== What is asked ==
Copy the listing verbatim, excluding any images found in it.

== Given data ==
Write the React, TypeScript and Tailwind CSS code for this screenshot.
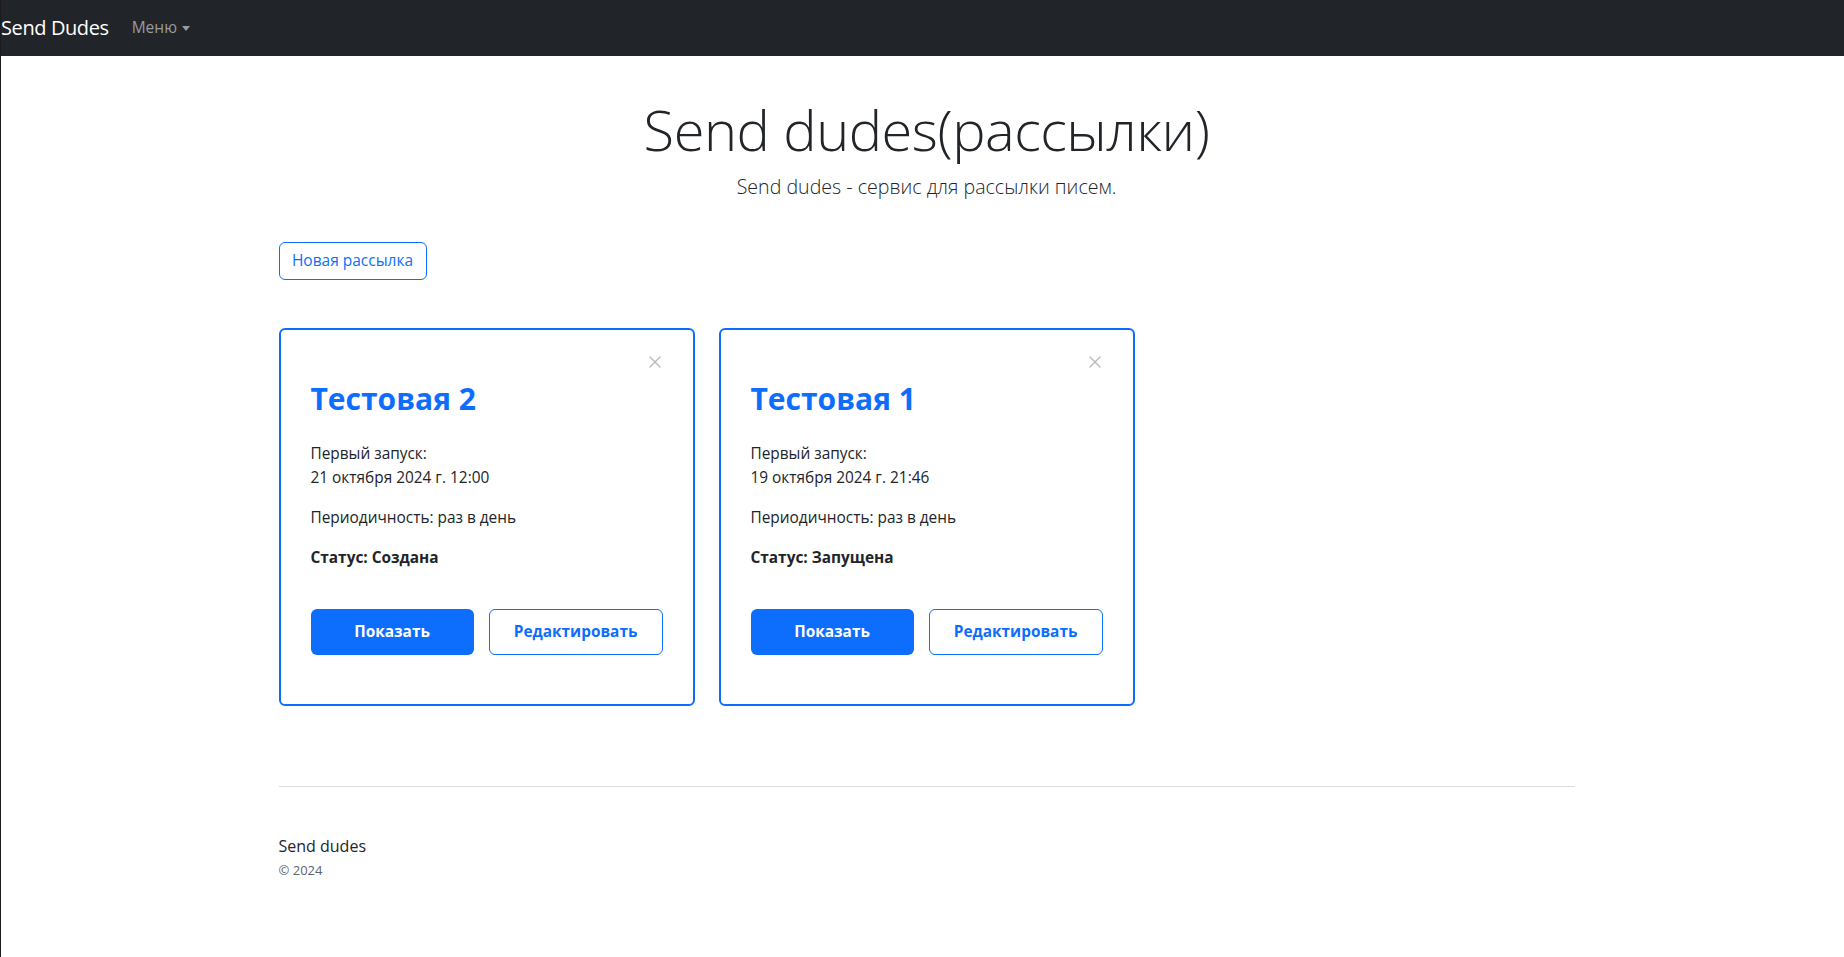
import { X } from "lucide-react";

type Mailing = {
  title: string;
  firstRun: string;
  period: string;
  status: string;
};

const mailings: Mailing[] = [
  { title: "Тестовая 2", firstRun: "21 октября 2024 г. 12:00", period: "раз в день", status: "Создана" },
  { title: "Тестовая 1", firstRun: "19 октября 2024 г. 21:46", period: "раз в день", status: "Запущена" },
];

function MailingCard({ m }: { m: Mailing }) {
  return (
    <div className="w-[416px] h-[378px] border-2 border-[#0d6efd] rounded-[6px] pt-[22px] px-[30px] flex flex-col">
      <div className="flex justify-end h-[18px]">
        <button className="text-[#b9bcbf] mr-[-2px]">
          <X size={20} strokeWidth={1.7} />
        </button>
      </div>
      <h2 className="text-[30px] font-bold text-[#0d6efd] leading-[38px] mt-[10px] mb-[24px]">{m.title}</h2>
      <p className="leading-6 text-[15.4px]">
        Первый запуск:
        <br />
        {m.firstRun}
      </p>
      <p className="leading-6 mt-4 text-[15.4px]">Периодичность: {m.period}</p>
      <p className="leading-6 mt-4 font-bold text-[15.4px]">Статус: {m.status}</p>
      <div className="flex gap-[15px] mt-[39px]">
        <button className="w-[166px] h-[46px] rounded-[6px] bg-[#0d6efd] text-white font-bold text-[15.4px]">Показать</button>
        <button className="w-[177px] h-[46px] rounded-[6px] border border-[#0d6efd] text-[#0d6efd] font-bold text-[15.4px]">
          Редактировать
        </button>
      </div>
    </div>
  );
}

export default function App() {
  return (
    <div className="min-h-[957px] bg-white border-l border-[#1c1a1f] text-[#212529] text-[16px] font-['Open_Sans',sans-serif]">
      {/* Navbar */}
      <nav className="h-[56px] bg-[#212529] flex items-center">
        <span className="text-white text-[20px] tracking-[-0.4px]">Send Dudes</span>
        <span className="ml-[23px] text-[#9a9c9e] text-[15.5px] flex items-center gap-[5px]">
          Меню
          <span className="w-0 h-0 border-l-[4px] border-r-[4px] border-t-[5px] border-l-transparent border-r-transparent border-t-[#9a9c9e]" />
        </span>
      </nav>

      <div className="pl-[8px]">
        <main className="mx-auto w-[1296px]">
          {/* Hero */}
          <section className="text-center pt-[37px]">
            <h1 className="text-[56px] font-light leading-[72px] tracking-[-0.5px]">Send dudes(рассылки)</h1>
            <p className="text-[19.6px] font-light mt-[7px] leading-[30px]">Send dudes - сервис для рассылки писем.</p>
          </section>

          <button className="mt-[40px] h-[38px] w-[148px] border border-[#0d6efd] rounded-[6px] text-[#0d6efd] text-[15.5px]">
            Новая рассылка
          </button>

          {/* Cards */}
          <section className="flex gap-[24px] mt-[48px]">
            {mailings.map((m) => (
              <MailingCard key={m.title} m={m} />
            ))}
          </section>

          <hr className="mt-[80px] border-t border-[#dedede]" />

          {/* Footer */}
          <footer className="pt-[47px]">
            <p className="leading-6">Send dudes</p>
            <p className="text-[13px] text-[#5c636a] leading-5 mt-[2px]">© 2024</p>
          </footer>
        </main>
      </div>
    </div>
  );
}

== Expected answer ==
Write the React, TypeScript and Tailwind CSS code for this screenshot.
import { X } from "lucide-react";

type Mailing = {
  title: string;
  firstRun: string;
  period: string;
  status: string;
};

const mailings: Mailing[] = [
  { title: "Тестовая 2", firstRun: "21 октября 2024 г. 12:00", period: "раз в день", status: "Создана" },
  { title: "Тестовая 1", firstRun: "19 октября 2024 г. 21:46", period: "раз в день", status: "Запущена" },
];

function MailingCard({ m }: { m: Mailing }) {
  return (
    <div className="w-[416px] h-[378px] border-2 border-[#0d6efd] rounded-[6px] pt-[22px] px-[30px] flex flex-col">
      <div className="flex justify-end h-[18px]">
        <button className="text-[#b9bcbf] mr-[-2px]">
          <X size={20} strokeWidth={1.7} />
        </button>
      </div>
      <h2 className="text-[30px] font-bold text-[#0d6efd] leading-[38px] mt-[10px] mb-[24px]">{m.title}</h2>
      <p className="leading-6 text-[15.4px]">
        Первый запуск:
        <br />
        {m.firstRun}
      </p>
      <p className="leading-6 mt-4 text-[15.4px]">Периодичность: {m.period}</p>
      <p className="leading-6 mt-4 font-bold text-[15.4px]">Статус: {m.status}</p>
      <div className="flex gap-[15px] mt-[39px]">
        <button className="w-[166px] h-[46px] rounded-[6px] bg-[#0d6efd] text-white font-bold text-[15.4px]">Показать</button>
        <button className="w-[177px] h-[46px] rounded-[6px] border border-[#0d6efd] text-[#0d6efd] font-bold text-[15.4px]">
          Редактировать
        </button>
      </div>
    </div>
  );
}

export default function App() {
  return (
    <div className="min-h-[957px] bg-white border-l border-[#1c1a1f] text-[#212529] text-[16px] font-['Open_Sans',sans-serif]">
      {/* Navbar */}
      <nav className="h-[56px] bg-[#212529] flex items-center">
        <span className="text-white text-[20px] tracking-[-0.4px]">Send Dudes</span>
        <span className="ml-[23px] text-[#9a9c9e] text-[15.5px] flex items-center gap-[5px]">
          Меню
          <span className="w-0 h-0 border-l-[4px] border-r-[4px] border-t-[5px] border-l-transparent border-r-transparent border-t-[#9a9c9e]" />
        </span>
      </nav>

      <div className="pl-[8px]">
        <main className="mx-auto w-[1296px]">
          {/* Hero */}
          <section className="text-center pt-[37px]">
            <h1 className="text-[56px] font-light leading-[72px] tracking-[-0.5px]">Send dudes(рассылки)</h1>
            <p className="text-[19.6px] font-light mt-[7px] leading-[30px]">Send dudes - сервис для рассылки писем.</p>
          </section>

          <button className="mt-[40px] h-[38px] w-[148px] border border-[#0d6efd] rounded-[6px] text-[#0d6efd] text-[15.5px]">
            Новая рассылка
          </button>

          {/* Cards */}
          <section className="flex gap-[24px] mt-[48px]">
            {mailings.map((m) => (
              <MailingCard key={m.title} m={m} />
            ))}
          </section>

          <hr className="mt-[80px] border-t border-[#dedede]" />

          {/* Footer */}
          <footer className="pt-[47px]">
            <p className="leading-6">Send dudes</p>
            <p className="text-[13px] text-[#5c636a] leading-5 mt-[2px]">© 2024</p>
          </footer>
        </main>
      </div>
    </div>
  );
}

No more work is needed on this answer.